Janaina Paschoal — A Presidente dessa Associação entrou em contato comigo por whatsapp, sugerindo alterações. Por exemplo, o projeto original falava apenas em analgesia. A Presidente da Sogesp sugeriu que eu incluísse farmacológica e não farmacológica. Eu acatei a sugestão. Depois desse primeiro contato por mensagem, a Presidente da Sogesp foi recebida em meu gabinete, ao lado de um outro médico, defensor do parto natural. Ambos confidenciaram não atuar na rede pública, ambos concordaram com os problemas que levanto, mas defenderam que o problema decorre da falta de preparo dos profissionais para o parto normal. Diminuíram o papel dos próprios obstetras, destacaram a necessidade de o projeto contemplar doulas e obstetrizes. Eu disse a eles que até estranhava a forma com que se referiam a sua própria categoria. Eu pedi dados a evidenciar que mulheres e bebês morrem em cesarianas a pedido, uma vez que eles insistiam nessa pauta. Eles me mostraram alguns gráficos referentes a Inglaterra e França. Nada sobre Brasil. Depois, a Presidente da Sogesp participou de uma reunião de técnicos na Alesp. Ela não conseguia trazer argumentos técnicos para fundamentar suas objeções. Confesso que o proceder da Presidente da Sogesp intriga, pois, quando da edição da Resolução CFM 2144/2016, ela defendeu a norma ética publicamente. Não tem lógica defender a Resolução e atacar tanto a lei. Na reunião, em meu gabinete, a Presidente da Sogesp disse que eu estava mentindo, quando correlacionava insistência no parto normal e paralisia cerebral. Disse ainda que por causa de alguns casos, eu estaria colocando em risco todo um sistema. Na verdade, não são apenas alguns casos. Ainda que fossem, para a família vitimada, um caso constitui 100 %.

 

4 – A deputada federal Carla Zambelli (PSL -SP) levou este projeto para a Câmara dos Deputados (PL 3635/2019), a senhora está otimista quanto a tramitação deste projeto no Congresso Nacional?
Janaina Paschoal — Sim, eu pedi a ela e ela nacionalizou o PL. Depois, o Chefe de Gabinete do Senador Sérgio Petecão fez contato, solicitando autorização para protocolizar o projeto também no SENADO. Eu agradeci. Se Deus permitir, todas as mulheres passarão a ser ouvidas nesse momento tão importante de suas vidas.

 

5 – O que lhe incentivou a propor este projeto?
Janaina Paschoal — Os filmes de terror que vim a conhecer, na condição de advogada e de professora de Direito Penal e Bioética.
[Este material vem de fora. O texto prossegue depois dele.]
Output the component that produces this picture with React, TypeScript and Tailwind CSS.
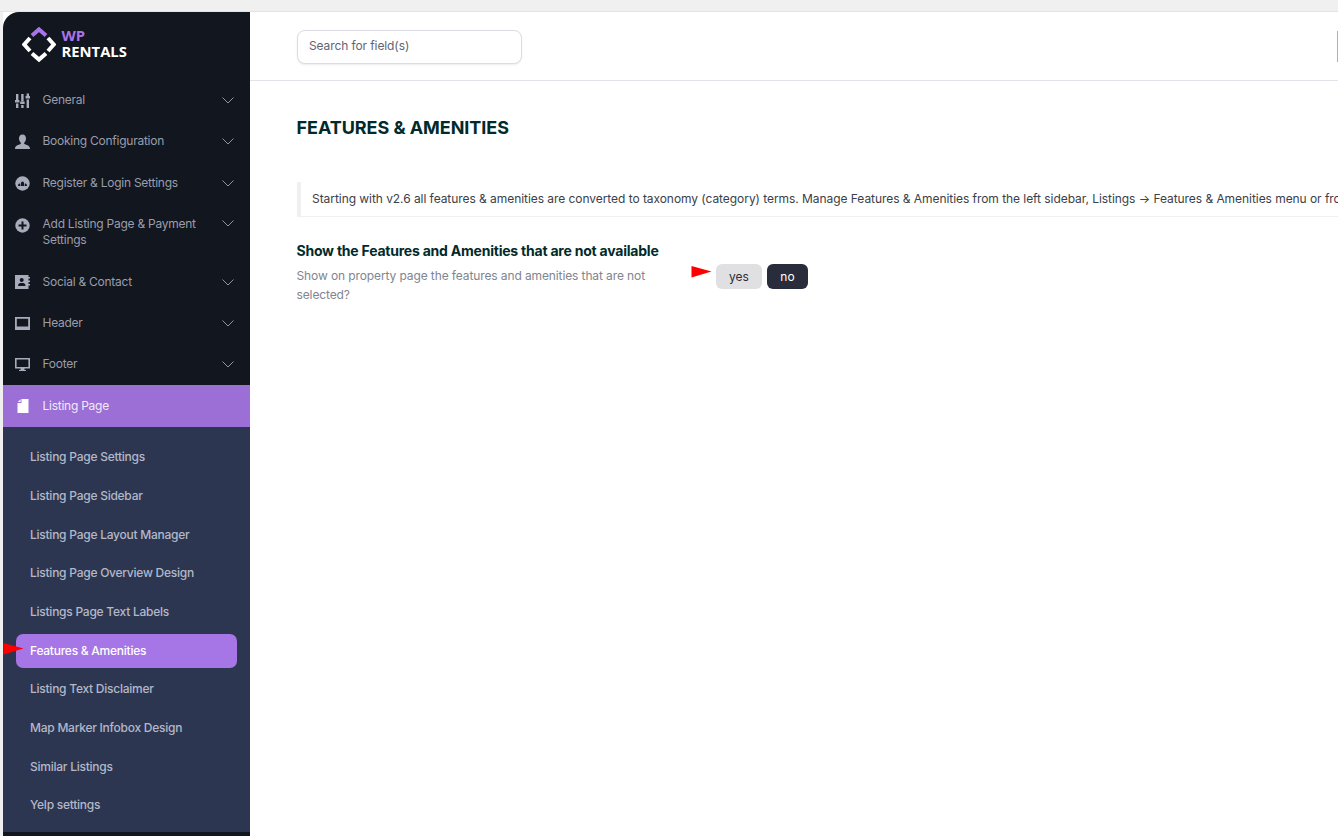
const font = { fontFamily: 'Inter, "Liberation Sans", sans-serif' };

function Chevron() {
  return (
    <svg width="12" height="7" viewBox="0 0 12 7" fill="none" stroke="#8f93a3" strokeWidth="1" className="shrink-0">
      <path d="M0.5 0.5 L6 6 L11.5 0.5" />
    </svg>
  );
}

const ic = '#a8abba';

function IconSliders() {
  return (
    <svg width="15" height="15" viewBox="0 0 15 15" fill={ic}>
      <rect x="1" y="1" width="2.4" height="6" /><rect x="0" y="7" width="4.4" height="2.5" /><rect x="1" y="10.5" width="2.4" height="4.5" />
      <rect x="6.2" y="1" width="2.4" height="7.5" /><rect x="5.2" y="8.5" width="4.4" height="2.5" /><rect x="6.2" y="12" width="2.4" height="3" />
      <rect x="11.6" y="0.5" width="2.4" height="2.5" /><rect x="10.6" y="3" width="4.4" height="2.5" /><rect x="11.6" y="6.5" width="2.4" height="8.5" />
    </svg>
  );
}
function IconUser() {
  return (
    <svg width="15" height="15" viewBox="0 0 15 15" fill={ic}>
      <path d="M7.5 0.5 C10 0.5 11 2.3 11 4.5 C11 6.5 10 8 9.2 8.8 L9.2 10 C11.5 11 15 11.2 15 15 L0 15 C0 11.2 3.5 11 5.8 10 L5.8 8.8 C5 8 4 6.5 4 4.5 C4 2.3 5 0.5 7.5 0.5 Z" />
    </svg>
  );
}
function IconRegister() {
  return (
    <svg width="15" height="15" viewBox="0 0 15 15">
      <circle cx="7.5" cy="7.5" r="7.2" fill={ic} />
      <path d="M3 10 C3 8.2 4 7.6 5.2 7.6 L5.4 10 Z M12 10 C12 8.2 11 7.6 9.8 7.6 L9.6 10 Z M6 10 L6 7.4 C6 6.4 6.6 5.6 7.5 5.6 C8.4 5.6 9 6.4 9 7.4 L9 10 Z" fill="#12161f" />
    </svg>
  );
}
function IconPlus() {
  return (
    <svg width="15" height="15" viewBox="0 0 15 15">
      <circle cx="7.5" cy="7.5" r="7.2" fill={ic} />
      <path d="M6.5 3.5 H8.5 V6.5 H11.5 V8.5 H8.5 V11.5 H6.5 V8.5 H3.5 V6.5 H6.5 Z" fill="#12161f" />
    </svg>
  );
}
function IconContact() {
  return (
    <svg width="15" height="14" viewBox="0 0 15 14">
      <path d="M0 0 H13.5 V2 H15 V3.5 H13.5 V5.5 H15 V7 H13.5 V9 H15 V10.5 H13.5 V14 H0 Z" fill={ic} />
      <circle cx="6.7" cy="5" r="2" fill="#12161f" />
      <path d="M3 11 C3 8.5 4.5 8 6.7 8 C9 8 10.5 8.5 10.5 11 Z" fill="#12161f" />
    </svg>
  );
}
function IconHeader() {
  return (
    <svg width="15" height="13" viewBox="0 0 15 13">
      <path fillRule="evenodd" d="M0 0 H15 V13 H0 Z M1.8 1.8 V9.6 H13.2 V1.8 Z" fill={ic} />
    </svg>
  );
}
function IconFooter() {
  return (
    <svg width="15" height="13" viewBox="0 0 15 13">
      <path fillRule="evenodd" d="M0 0 H15 V10.5 H9.5 V12 H11 V13 H4 V12 H5.5 V10.5 H0 Z M1.6 1.6 V8.9 H13.4 V1.6 Z" fill={ic} />
    </svg>
  );
}
function IconPage() {
  return (
    <svg width="12" height="14" viewBox="0 0 12 14" fill="#fff">
      <path d="M4.5 0 H11.5 V14 H0.5 V4 H4.5 Z M0.8 3 L3.6 0.2 V3 Z" />
    </svg>
  );
}
function Logo() {
  return (
    <svg width="34" height="36" viewBox="0 0 34 36" fill="none" strokeWidth="4" strokeLinejoin="miter" className="shrink-0">
      <path d="M10 8.5 L17 2.4 L24 8.5" stroke="#a974ea" />
      <path d="M8 11 L2.2 17.5 L8 24" stroke="#fff" />
      <path d="M26 11 L31.8 17.5 L26 24" stroke="#fff" />
      <path d="M10 26.5 L17 32.6 L24 26.5" stroke="#fff" />
    </svg>
  );
}

const menu = [
  { label: 'General', icon: <IconSliders />, h: 'h-[41px]' },
  { label: 'Booking Configuration', icon: <IconUser />, h: 'h-[41.5px]' },
  { label: 'Register & Login Settings', icon: <IconRegister />, h: 'h-[42px]' },
  { label: 'Add Listing Page & Payment Settings', icon: <IconPlus />, h: 'h-[57.5px]', multi: true },
  { label: 'Social & Contact', icon: <IconContact />, h: 'h-[41px]' },
  { label: 'Header', icon: <IconHeader />, h: 'h-[41px]' },
  { label: 'Footer', icon: <IconFooter />, h: 'h-[41px]' },
];

const sub = [
  'Listing Page Settings',
  'Listing Page Sidebar',
  'Listing Page Layout Manager',
  'Listing Page Overview Design',
  'Listings Page Text Labels',
  'Features & Amenities',
  'Listing Text Disclaimer',
  'Map Marker Infobox Design',
  'Similar Listings',
  'Yelp settings',
];

function Arrow({ className }: { className: string }) {
  return (
    <svg width="21" height="12" viewBox="0 0 21 12" className={className}>
      <path d="M0.5 0 L20.5 5.5 L0.5 11.5 Z" fill="#fe0000" />
    </svg>
  );
}

export default function App() {
  return (
    <div className="h-[836px] w-[1338px] overflow-hidden bg-[#f0f0f0] pt-[11px]" style={font}>
      <div className="flex h-[825px] border-t border-[#e2e2e8] bg-white">
        <div className="h-full w-[3px] shrink-0 bg-[#f0f0f0]" />
        <aside className="flex h-full w-[247px] shrink-0 flex-col overflow-hidden rounded-tl-[16px] bg-[#12161f]">
          <div className="flex h-[67.5px] shrink-0 items-start pl-[19px] pt-[15px]">
            <Logo />
            <div className="ml-[5.5px] font-['Open_Sans'] text-[14.8px] font-bold leading-[16px]">
              <div className="text-[#a974ea]">WP</div>
              <div className="text-white">RENTALS</div>
            </div>
          </div>
          {menu.map((m) => (
            <div key={m.label} className={`flex ${m.h} shrink-0 ${m.multi ? 'items-start pt-[12px]' : 'items-center'} pl-[12px] pr-[16px]`}>
              <div className={`flex w-[15px] shrink-0 justify-center ${m.multi ? 'mt-[2px]' : ''}`}>{m.icon}</div>
              <div className="ml-[12.5px] w-[170px] text-[12px] leading-[16px] tracking-[-0.25px] text-[#9a9dab]">{m.label}</div>
              <div className={`ml-auto ${m.multi ? 'mt-[4px]' : ''}`}><Chevron /></div>
            </div>
          ))}
          <div className="flex h-[42.5px] shrink-0 items-center bg-[#9b6fd5] pl-[12px]">
            <div className="flex w-[15px] justify-center"><IconPage /></div>
            <div className="ml-[12.5px] text-[12px] tracking-[-0.25px] text-[#f1eafa]">Listing Page</div>
          </div>
          <div className="relative flex h-[405px] shrink-0 flex-col gap-[4.7px] bg-[#2d3651] pl-[13px] pr-[13px] pt-[13.2px]">
            {sub.map((s) => {
              const active = s === 'Features & Amenities';
              return (
                <div
                  key={s}
                  className={`flex h-[34px] shrink-0 items-center rounded-[7px] pl-[14px] text-[12px] font-medium tracking-[-0.25px] ${active ? 'bg-[#a675e6] text-white' : 'text-[#b3b8c8]'}`}
                >
                  {s}
                </div>
              );
            })}
            <Arrow className="absolute left-0 top-[216px]" />
          </div>
        </aside>
        <main className="relative min-w-0 flex-1 overflow-hidden bg-white">
          <div className="flex h-[69px] items-center justify-between border-b border-[#e2e2e8] pl-[47px] pt-[1px]">
            <div className="flex h-[34px] w-[225px] items-center rounded-[8px] border border-[#dcdce4] bg-white pb-[1px] pl-[11px] text-[12px] tracking-[-0.1px] text-[#5f6472] shadow-[0_1px_2px_rgba(0,0,0,0.08)]">
              Search for field(s)
            </div>
            <div className="h-[31px] w-[1px] bg-[#b9a3dd]" />
          </div>
          <div className="pl-[46.5px]">
            <h1 className="mt-[36px] text-[18px] font-bold leading-[22px] tracking-[-0.05px] text-[#012a2a]">FEATURES &amp; AMENITIES</h1>
            <div className="mt-[43px] flex h-[35px] items-center overflow-hidden whitespace-nowrap border-b border-l-[4px] border-[#f0f0f2] pb-[1px] pl-[11.5px] text-[12px] tracking-[-0.055px] text-[#3c4048]">
              Starting with v2.6 all features &amp; amenities are converted to taxonomy (category) terms. Manage Features &amp; Amenities from the left sidebar, Listings → Features &amp; Amenities menu or from the property page.
            </div>
            <div className="mt-[25px] text-[14px] font-bold leading-[18px] tracking-[-0.22px] text-[#012a2a]">Show the Features and Amenities that are not available</div>
            <div className="relative mt-[6px] flex items-start">
              <p className="w-[360px] text-[12px] leading-[19px] tracking-[-0.11px] text-[#80858f]">Show on property page the features and amenities that are not selected?</p>
              <Arrow className="absolute left-[394px] top-[0px]" />
              <div className="absolute left-[419.5px] top-[-2px] flex gap-[5px]">
                <div className="flex h-[25px] w-[46px] items-center justify-center rounded-[6px] bg-[#e0e0e2] text-[12px] text-[#2b2f3a]">yes</div>
                <div className="flex h-[25px] w-[41px] items-center justify-center rounded-[6px] bg-[#292c3a] text-[12px] text-white">no</div>
              </div>
            </div>
          </div>
        </main>
      </div>
    </div>
  );
}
Em muitos casos concretos, resta evidente que a cesariana teria evitado a morte de mães, de bebês e também muitas sequelas. É muito sofrido constatar que mãe e bebê chegam vivos e saudáveis e pela negativa de um procedimento lícito e ético, como é a cesariana, um deles não sai da maternidade. Essa ditadura do parto normal precisa ser barrada. Para piorar, existe uma moda de voltar a fazer partos em casa. Mortes e sequelas tendem a aumentar.

 

6 – Para encerrar, qual a sua mensagem para as mulheres que te seguem e te acompanham?
Janaina Paschoal — Sejam vocês mesmas. Lutem pelo que acreditam. Amem e não tenham medo de serem amadas.

 


Janaina Conceição Paschoal (São Paulo, 25 de junho de 1974) é jurista e deputada estadual do estado de São Paulo. É professora da Universidade de São Paulo (USP) e advogada. Obteve o grau de doutora em direito penal pela Universidade de São Paulo em 2002, orientada por Miguel Reale Júnior, com a tese Constituição, Criminalização e Direito Penal Mínimo. Atua na linha de pesquisa do direito penal econômico. Foi uma das autoras do pedido de impeachment da presidente Dilma Rousseff, junto com Miguel Reale Júnior e Hélio Bicudo, e participou ativamente na tramitação do processo na Câmara dos Deputados e no Senado.